Secularism lost battle to Islam

I am a political optimist. I instinctively believe that humankind can only move towards a better world order.

I was born in the Soviet Union. My baby flus I spent at home watching funerals of Soviet leaders, who passed their reign postmortem, like good monarchs, to yet another life-long head of state.

My childhood years were spiced by the thrills and excitement of Gorbachev-era novelties - perestroika, glasnost and uskoreniye, which brought along a taste of freedom and market economy (although not the actual goodies).

Then came an unprecedented declaration of Estonian independence. Political maturing of my teen years, with the Singing Revolution, the Baltic Way and the unsuccessful August Coup, gave a different spin to my world views. What seemed absolutely unlikely just about a year earlier, suddenly became a reality - Estonia became free and could finally go its own way.

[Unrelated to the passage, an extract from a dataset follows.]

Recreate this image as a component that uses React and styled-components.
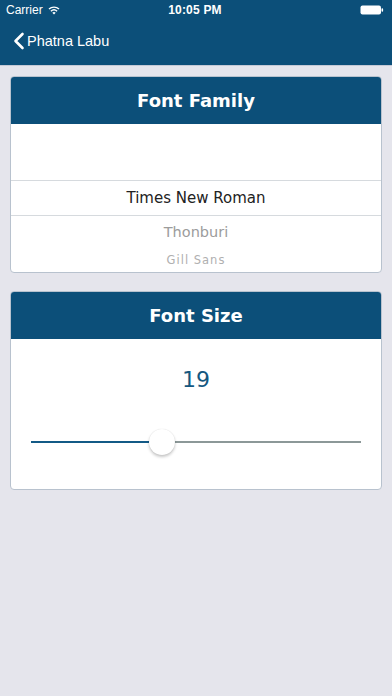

This way, all through my youth and into adulthood, brought us into Nato and the European Union, and into the age of blissful democratic-capitalist happiness. No wonder it made me a political optimist.

My naive optimism got an unpleasant blow this morning. It was a slap by the only readable Malaysian paper - the NST. A tiny news (Syariah court sole authority on Islam) in the corner of page n. announced that Syariah will have supreme authority over any issue involving Islam. The situation, in which "I am the only one who can judge my own actions", has been established and cut into the legal fabric of modern Malaysia.

Now, every non-Muslim Malaysian has to pray that none of their family or close relations go insane and convert into Islam. If that happens, you can call yourself doomed and hopeless. Syariah will give unarguable priority to a Muslim (or Islamic cause) in any argument, and there is no-one who will take your side since anything concerning Islam is in the realm of Islamic court to judge. Here goes secularism - welcome religious dogma to judge our hapless fates!

This was another step further from the separation of legislative, executive and judicial power - such a classical combination to guarantee justice and equality.